Selain itu, petuah leluhur juga banyak yang mengingatkan para pemimpin akan tanggung jawabnya. Ini seperti yang tertuang dalam ungkapan yang berbunyi, bertanggung jawab pada amanah yang dipikulnya, mau bersusah menjalankan amanah, mau bersakit menjalankan petuah, mau bekerja tak harapkan upah.
Internalisasi nilai
Petuah-petuah leluhur melalui sastra yang masih relevan di kehidupan masyarakat Riau menjadi hal yang penting untuk diingat kembali dan diamalkan, terutama dalam Pemilihan Kepala Daerah (Pilkada) Riau 2018.

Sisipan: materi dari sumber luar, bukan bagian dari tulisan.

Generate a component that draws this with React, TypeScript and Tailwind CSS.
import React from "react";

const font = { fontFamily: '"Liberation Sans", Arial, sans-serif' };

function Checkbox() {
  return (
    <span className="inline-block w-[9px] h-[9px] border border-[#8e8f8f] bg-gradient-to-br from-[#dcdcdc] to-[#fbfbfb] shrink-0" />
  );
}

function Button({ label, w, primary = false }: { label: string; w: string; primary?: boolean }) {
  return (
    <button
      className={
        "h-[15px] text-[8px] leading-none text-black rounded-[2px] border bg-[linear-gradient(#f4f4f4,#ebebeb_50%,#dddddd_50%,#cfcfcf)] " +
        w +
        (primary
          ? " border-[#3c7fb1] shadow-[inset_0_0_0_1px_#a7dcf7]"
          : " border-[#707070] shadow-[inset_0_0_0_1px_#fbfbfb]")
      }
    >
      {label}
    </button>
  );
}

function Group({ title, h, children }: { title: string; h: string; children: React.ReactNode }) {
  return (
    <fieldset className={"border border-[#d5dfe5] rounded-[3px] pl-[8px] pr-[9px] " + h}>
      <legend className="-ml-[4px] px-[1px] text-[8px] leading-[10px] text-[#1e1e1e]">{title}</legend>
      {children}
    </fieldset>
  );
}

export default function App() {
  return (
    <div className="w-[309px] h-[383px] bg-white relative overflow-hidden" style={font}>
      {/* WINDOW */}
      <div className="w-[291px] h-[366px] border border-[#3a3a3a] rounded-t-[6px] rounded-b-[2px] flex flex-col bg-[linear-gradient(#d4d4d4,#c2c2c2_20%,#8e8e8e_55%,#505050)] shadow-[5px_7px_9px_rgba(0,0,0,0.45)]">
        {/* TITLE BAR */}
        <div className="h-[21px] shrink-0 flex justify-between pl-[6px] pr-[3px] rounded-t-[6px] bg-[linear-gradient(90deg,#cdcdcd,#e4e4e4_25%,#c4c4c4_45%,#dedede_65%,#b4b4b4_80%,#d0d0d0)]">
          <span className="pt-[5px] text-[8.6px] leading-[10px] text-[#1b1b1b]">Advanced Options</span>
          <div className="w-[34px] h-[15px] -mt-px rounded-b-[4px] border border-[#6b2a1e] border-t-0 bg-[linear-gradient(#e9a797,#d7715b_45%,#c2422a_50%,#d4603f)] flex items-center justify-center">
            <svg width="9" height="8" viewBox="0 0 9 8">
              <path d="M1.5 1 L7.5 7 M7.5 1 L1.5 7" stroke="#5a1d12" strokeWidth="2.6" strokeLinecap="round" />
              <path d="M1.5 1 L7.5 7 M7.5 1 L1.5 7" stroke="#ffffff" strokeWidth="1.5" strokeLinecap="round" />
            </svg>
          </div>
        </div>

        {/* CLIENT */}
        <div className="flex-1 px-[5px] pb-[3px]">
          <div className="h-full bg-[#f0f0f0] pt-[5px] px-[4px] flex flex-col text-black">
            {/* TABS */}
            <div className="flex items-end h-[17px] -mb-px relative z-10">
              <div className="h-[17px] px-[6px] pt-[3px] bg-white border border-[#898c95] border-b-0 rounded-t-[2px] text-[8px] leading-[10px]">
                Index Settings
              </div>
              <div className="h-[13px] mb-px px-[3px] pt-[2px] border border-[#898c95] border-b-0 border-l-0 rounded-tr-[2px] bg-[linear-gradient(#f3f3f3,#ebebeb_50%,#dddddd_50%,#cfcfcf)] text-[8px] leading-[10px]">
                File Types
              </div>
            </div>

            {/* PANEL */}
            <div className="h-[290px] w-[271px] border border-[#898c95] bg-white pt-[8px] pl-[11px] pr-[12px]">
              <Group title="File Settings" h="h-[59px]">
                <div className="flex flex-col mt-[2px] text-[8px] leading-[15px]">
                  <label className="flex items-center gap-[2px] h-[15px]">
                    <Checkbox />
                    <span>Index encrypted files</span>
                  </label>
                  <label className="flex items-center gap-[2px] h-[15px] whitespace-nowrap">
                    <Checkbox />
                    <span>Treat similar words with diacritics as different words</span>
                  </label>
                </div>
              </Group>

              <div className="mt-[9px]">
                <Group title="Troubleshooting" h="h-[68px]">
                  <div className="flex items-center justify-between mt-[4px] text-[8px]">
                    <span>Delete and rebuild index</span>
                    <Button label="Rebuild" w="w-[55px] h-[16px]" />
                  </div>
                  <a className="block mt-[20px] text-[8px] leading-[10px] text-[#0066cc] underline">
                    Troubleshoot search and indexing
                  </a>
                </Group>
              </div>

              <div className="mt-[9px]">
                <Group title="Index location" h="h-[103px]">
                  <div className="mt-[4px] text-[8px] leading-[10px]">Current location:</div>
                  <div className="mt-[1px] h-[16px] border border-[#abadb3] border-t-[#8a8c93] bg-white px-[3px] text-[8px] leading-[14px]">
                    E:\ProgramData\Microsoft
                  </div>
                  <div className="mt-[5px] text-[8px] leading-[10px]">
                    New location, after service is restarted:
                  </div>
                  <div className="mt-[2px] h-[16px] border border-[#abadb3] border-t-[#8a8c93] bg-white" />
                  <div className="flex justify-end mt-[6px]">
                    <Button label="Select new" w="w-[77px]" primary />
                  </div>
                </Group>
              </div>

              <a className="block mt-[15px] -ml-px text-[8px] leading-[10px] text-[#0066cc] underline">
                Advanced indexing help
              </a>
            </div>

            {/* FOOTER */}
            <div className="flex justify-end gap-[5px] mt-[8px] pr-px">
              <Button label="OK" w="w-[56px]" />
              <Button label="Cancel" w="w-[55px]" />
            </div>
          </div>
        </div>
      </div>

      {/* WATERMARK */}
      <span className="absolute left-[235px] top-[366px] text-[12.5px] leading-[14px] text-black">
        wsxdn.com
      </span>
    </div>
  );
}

Karya sastra dalam tradisi lisan ini bisa mencegah pilkada mengotak-ngotakkan masyarakat. Pilihan masyarakat pun terkadang terjebak identitas peserta pilkada daripada integritas dan kapabilitas mereka sebagai calon kepala daerah.
Hal ini, kata sosiolog dari Universitas Riau, Rawa El Amady, menjadi pekerjaan rumah bersama. Sekalipun petuah leluhur berisi pedoman-pedoman hidup itu terus disampaikan dari generasi ke generasi, kata Rawa, nilai-nilai tersebut belum sepenuhnya terinternalisasi dalam kehidupan masyarakat sehari-hari.
”Nilai-nilai yang disampaikan oleh leluhur itu sangat ideal karena bersumber dari ajaran agama dan nilai-nilai kemanusiaan. Tetapi, nilai-nilai itu belum membumi,” katanya.
Oleh karena itu, tidak heran, misalnya, pucuk pimpinan tertinggi di Riau, yaitu gubernur Riau, berulang kali terjerat kasus korupsi. Ketiganya adalah Saleh Djasit (1998-2003), Rusli Zainal (2003-2013), dan yang terakhir Annas Maamun (2014).
Untuk menginternalisasi nilai-nilai tersebut ke kehidupan masyarakat, Rawa menilai, kuncinya ada pada pemimpin. Pemimpin, pertama kali, harus bisa menjadi contoh dari penerapan nilai-nilai ideal tersebut. Jika pemimpin sudah bisa menjadi contoh, masyarakat diyakininya akan mengikutinya.